When AIPAC throws in the towel

Updated
U.S. Secretary of State John Kerry shakes hands with Iranian Foreign Minister Mohammad Javad Zarif after a ceremony at the United Nations in Geneva, November 24, 2013.
U.S. Secretary of State John Kerry shakes hands with Iranian Foreign Minister Mohammad Javad Zarif after a ceremony at the United Nations in Geneva, November 24, 2013.
Photo by Denis Balibouse/Reuters
Over the last week or so, support for the Iranian sanctions bill started collapsing. And yet, just yesterday, 42 or the Senate’s 45 Republican members wrote a letter demanding a vote on the legislation that would risk sabotaging international diplomatic talks over the future of Iran’s nuclear program.
 
It was an unexpected move from nearly the entire Senate GOP caucus, but perhaps Republicans assumed that as long as they had the American Israel Public Affairs Committee (AIPAC) on their side, their position was still viable.
 
It must have come as something of a shock, then, when AIPAC left Republicans hanging out to dry.

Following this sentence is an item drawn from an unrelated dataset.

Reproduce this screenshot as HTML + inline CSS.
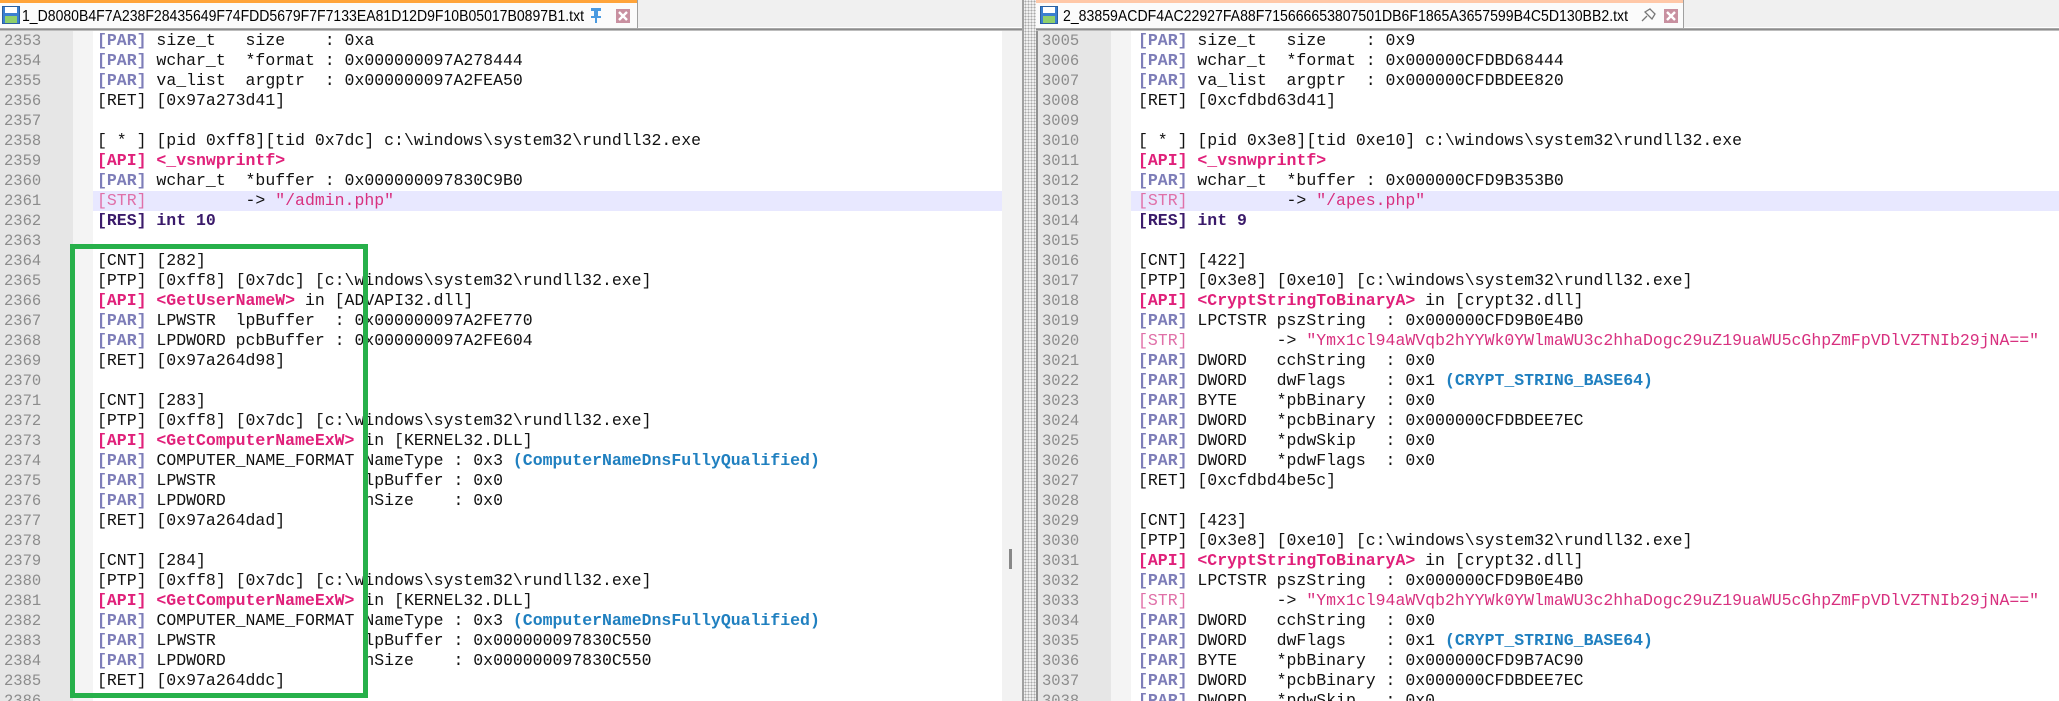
<!DOCTYPE html>
<html><head><meta charset="utf-8"><style>
*{margin:0;padding:0;box-sizing:border-box}
body{width:2059px;height:701px;overflow:hidden;background:#fff;position:relative;font-family:"Liberation Mono",monospace}
.tabbar{position:absolute;left:0;top:0;width:2059px;height:28px;background:#f0f0f0}
.tabline{position:absolute;left:0;top:27px;width:2059px;height:4px;background:linear-gradient(#fff 0 1px,#a8a8a8 1px 2px,#8c8c8c 2px 3px,#bdbdbd 3px)}
.tab{position:absolute;top:0;height:28px;background:#fbfbfb;border-right:1px solid #a0a0a0}
.pane{position:absolute;top:31px;height:670px;overflow:hidden}
.gut{position:absolute;left:0;top:0;width:73px;height:100%;background:#e6e6e6}
.fold{position:absolute;left:73px;top:0;width:20px;height:100%;background:#f4f4f4}
.nums{position:absolute;left:4px;top:0;color:#8c8c8c;font-size:15.5px;line-height:20px;white-space:pre}
.code{position:absolute;left:97px;top:0;font-size:16.5px;line-height:20px;white-space:pre;color:#111}
.hl{position:absolute;left:93px;height:20px;background:#e8e8ff}
.p{color:#7d7db8;font-weight:bold}
.a{color:#e0207a;font-weight:bold}
.s{color:#e070a8}
.v{color:#d8307f}
.r{color:#3a1a6a;font-weight:bold}
.b{color:#2080c0;font-weight:bold}
</style></head><body>
<div class="tabbar"></div>
<div class="tabline"></div>

<div class="tab" style="left:0;width:638px;">
 <div style="position:absolute;left:0;top:0;width:637px;height:3px;background:#ffa43a"></div>
 <svg style="position:absolute;left:2px;top:6px" width="18" height="18" viewBox="0 0 18 18"><rect x="0.5" y="0.5" width="17" height="17" fill="#3a7fd0" stroke="#2a5fa0"/><rect x="3" y="1" width="12" height="6" fill="#fff"/><rect x="3" y="10" width="12" height="7" fill="#8fcf6a"/></svg>
 <svg style="position:absolute;left:0;top:0" width="638" height="28"><text x="22" y="21" font-family="Liberation Sans, sans-serif" font-size="15.5" fill="#000" textLength="562" lengthAdjust="spacingAndGlyphs">1_D8080B4F7A238F28435649F74FDD5679F7F7133EA81D12D9F10B05017B0897B1.txt</text>
 <g fill="#4a9ae0"><rect x="591" y="8" width="10" height="3"/><rect x="594" y="11" width="4" height="6"/><rect x="591" y="16" width="10" height="2"/><rect x="595" y="18" width="2" height="5"/></g>
 <rect x="616" y="9" width="14" height="14" fill="#c890a0"/><path d="M619 12 L627 20 M627 12 L619 20" stroke="#fff" stroke-width="2.4"/></svg>
</div>

<div class="tab" style="left:1036px;width:648px;">
 <div style="position:absolute;left:0;top:0;width:647px;height:3px;background:#ffc8a8"></div>
 <svg style="position:absolute;left:4px;top:6px" width="18" height="18" viewBox="0 0 18 18"><rect x="0.5" y="0.5" width="17" height="17" fill="#3a7fd0" stroke="#2a5fa0"/><rect x="3" y="1" width="12" height="6" fill="#fff"/><rect x="3" y="10" width="12" height="7" fill="#8fcf6a"/></svg>
 <svg style="position:absolute;left:0;top:0" width="648" height="28"><text x="27" y="21" font-family="Liberation Sans, sans-serif" font-size="15.5" fill="#000" textLength="565" lengthAdjust="spacingAndGlyphs">2_83859ACDF4AC22927FA88F715666653807501DB6F1865A3657599B4C5D130BB2.txt</text>
 <path d="M606 21 L611 16 M609 12 L614 9 L619 14 L616 19 Z M609 12 L616 19" stroke="#777" stroke-width="1.3" fill="none"/>
 <rect x="628" y="9" width="14" height="14" fill="#c890a0"/><path d="M631 12 L639 20 M639 12 L631 20" stroke="#fff" stroke-width="2.4"/></svg>
</div>

<!-- left pane -->
<div class="pane" style="left:0;width:1002px;">
 <div class="gut"></div><div class="fold"></div>
 <div class="hl" style="top:160px;width:909px"></div>
<div class="nums">2353
2354
2355
2356
2357
2358
2359
2360
2361
2362
2363
2364
2365
2366
2367
2368
2369
2370
2371
2372
2373
2374
2375
2376
2377
2378
2379
2380
2381
2382
2383
2384
2385
2386</div>
<div class="code"><span class="p">[PAR]</span> size_t   size    : 0xa
<span class="p">[PAR]</span> wchar_t  *format : 0x000000097A278444
<span class="p">[PAR]</span> va_list  argptr  : 0x000000097A2FEA50
[RET] [0x97a273d41]

[ * ] [pid 0xff8][tid 0x7dc] c:\windows\system32\rundll32.exe
<span class="a">[API] &lt;_vsnwprintf&gt;</span>
<span class="p">[PAR]</span> wchar_t  *buffer : 0x000000097830C9B0
<span class="s">[STR]</span>          -&gt; <span class="v">"/admin.php"</span>
<span class="r">[RES] int 10</span>

[CNT] [282]
[PTP] [0xff8] [0x7dc] [c:\windows\system32\rundll32.exe]
<span class="a">[API] &lt;GetUserNameW&gt;</span> in [ADVAPI32.dll]
<span class="p">[PAR]</span> LPWSTR  lpBuffer  : 0x000000097A2FE770
<span class="p">[PAR]</span> LPDWORD pcbBuffer : 0x000000097A2FE604
[RET] [0x97a264d98]

[CNT] [283]
[PTP] [0xff8] [0x7dc] [c:\windows\system32\rundll32.exe]
<span class="a">[API] &lt;GetComputerNameExW&gt;</span> in [KERNEL32.DLL]
<span class="p">[PAR]</span> COMPUTER_NAME_FORMAT NameType : 0x3 <span class="b">(ComputerNameDnsFullyQualified)</span>
<span class="p">[PAR]</span> LPWSTR               lpBuffer : 0x0
<span class="p">[PAR]</span> LPDWORD              nSize    : 0x0
[RET] [0x97a264dad]

[CNT] [284]
[PTP] [0xff8] [0x7dc] [c:\windows\system32\rundll32.exe]
<span class="a">[API] &lt;GetComputerNameExW&gt;</span> in [KERNEL32.DLL]
<span class="p">[PAR]</span> COMPUTER_NAME_FORMAT NameType : 0x3 <span class="b">(ComputerNameDnsFullyQualified)</span>
<span class="p">[PAR]</span> LPWSTR               lpBuffer : 0x000000097830C550
<span class="p">[PAR]</span> LPDWORD              nSize    : 0x000000097830C550
[RET] [0x97a264ddc]
</div>
</div>
<!-- left scrollbar & splitter -->
<div style="position:absolute;left:1002px;top:31px;width:20px;height:670px;background:#f2f2f2"></div>
<div style="position:absolute;left:1009px;top:549px;width:3px;height:20px;background:#888"></div>
<div style="position:absolute;left:1022px;top:0;width:2px;height:701px;background:#a0a0a0"></div>
<div style="position:absolute;left:1024px;top:0;width:12px;height:701px;background-color:#f0f0f0;background-image:radial-gradient(#aaa 45%,transparent 50%);background-size:3px 3px"></div>
<div style="position:absolute;left:1036px;top:31px;width:2px;height:670px;background:#909090"></div>
<div style="position:absolute;left:979px;top:0;width:8px;height:10px;"></div>

<!-- right pane -->
<div class="pane" style="left:1038px;width:1021px;">
 <div class="gut"></div><div class="fold"></div>
 <div class="hl" style="top:160px;width:928px"></div>
<div class="nums">3005
3006
3007
3008
3009
3010
3011
3012
3013
3014
3015
3016
3017
3018
3019
3020
3021
3022
3023
3024
3025
3026
3027
3028
3029
3030
3031
3032
3033
3034
3035
3036
3037
3038</div>
<div class="code" style="left:100px"><span class="p">[PAR]</span> size_t   size    : 0x9
<span class="p">[PAR]</span> wchar_t  *format : 0x000000CFDBD68444
<span class="p">[PAR]</span> va_list  argptr  : 0x000000CFDBDEE820
[RET] [0xcfdbd63d41]

[ * ] [pid 0x3e8][tid 0xe10] c:\windows\system32\rundll32.exe
<span class="a">[API] &lt;_vsnwprintf&gt;</span>
<span class="p">[PAR]</span> wchar_t  *buffer : 0x000000CFD9B353B0
<span class="s">[STR]</span>          -&gt; <span class="v">"/apes.php"</span>
<span class="r">[RES] int 9</span>

[CNT] [422]
[PTP] [0x3e8] [0xe10] [c:\windows\system32\rundll32.exe]
<span class="a">[API] &lt;CryptStringToBinaryA&gt;</span> in [crypt32.dll]
<span class="p">[PAR]</span> LPCTSTR pszString  : 0x000000CFD9B0E4B0
<span class="s">[STR]</span>         -&gt; <span class="v">"Ymx1cl94aWVqb2hYYWk0YWlmaWU3c2hhaDogc29uZ19uaWU5cGhpZmFpVDlVZTNIb29jNA=="</span>
<span class="p">[PAR]</span> DWORD   cchString  : 0x0
<span class="p">[PAR]</span> DWORD   dwFlags    : 0x1 <span class="b">(CRYPT_STRING_BASE64)</span>
<span class="p">[PAR]</span> BYTE    *pbBinary  : 0x0
<span class="p">[PAR]</span> DWORD   *pcbBinary : 0x000000CFDBDEE7EC
<span class="p">[PAR]</span> DWORD   *pdwSkip   : 0x0
<span class="p">[PAR]</span> DWORD   *pdwFlags  : 0x0
[RET] [0xcfdbd4be5c]

[CNT] [423]
[PTP] [0x3e8] [0xe10] [c:\windows\system32\rundll32.exe]
<span class="a">[API] &lt;CryptStringToBinaryA&gt;</span> in [crypt32.dll]
<span class="p">[PAR]</span> LPCTSTR pszString  : 0x000000CFD9B0E4B0
<span class="s">[STR]</span>         -&gt; <span class="v">"Ymx1cl94aWVqb2hYYWk0YWlmaWU3c2hhaDogc29uZ19uaWU5cGhpZmFpVDlVZTNIb29jNA=="</span>
<span class="p">[PAR]</span> DWORD   cchString  : 0x0
<span class="p">[PAR]</span> DWORD   dwFlags    : 0x1 <span class="b">(CRYPT_STRING_BASE64)</span>
<span class="p">[PAR]</span> BYTE    *pbBinary  : 0x000000CFD9B7AC90
<span class="p">[PAR]</span> DWORD   *pcbBinary : 0x000000CFDBDEE7EC
<span class="p">[PAR]</span> DWORD   *pdwSkip   : 0x0
</div>
</div>

<!-- green highlight box -->
<div style="position:absolute;left:70px;top:244px;width:298px;height:454px;border:5px solid #27b04a"></div>
</body></html>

America’s main pro-Israel lobby came out against an immediate vote on Iran sanctions Thursday, just hours after 42 Republican senators demanded a vote.
 
The American Israel Public Affairs Committee (AIPAC) issued its statement after the bill’s author, Sen. Robert Menendez (D-N.J.), took to the Senate floor and obliquely criticized the GOP push.
 
“We agree with the Chairman that stopping the Iranian nuclear program should rest on bipartisan support,” AIPAC said in an emailed statement, “and that there should not be a vote at this time on the measure.”
The report in The Hill added, “An AIPAC official confirmed the email’s validity.” In other words, The Hill saw AIPAC’s statement, found it so amazing that reporters weren’t sure it was legitimate, so they felt the need to call the organization to make sure it wasn’t a prank.
 
Note, AIPAC did not abandon support for new Iranian sanctions altogether, but rather, announced that the Republican drive for an immediate vote is a mistake.
 
This turn of events would have been inconceivable a month ago. As we discussed the other day, by the first week in January, the Senate bill had 59 co-sponsors, and the number was growing. The question wasn’t whether the bill would pass the Senate, but rather, whether it could garner a veto-proof super-majority.
 
Now, the bill isn’t on the House’s to-do list; Senate co-sponsors are walking away; and even AIPAC – AIPAC – has no use for the Republican push for a vote.
 
Time will tell whether the diplomatic efforts succeed, but when it comes to Washington politics, President Obama and his team have won this round and earned what they were looking for: time.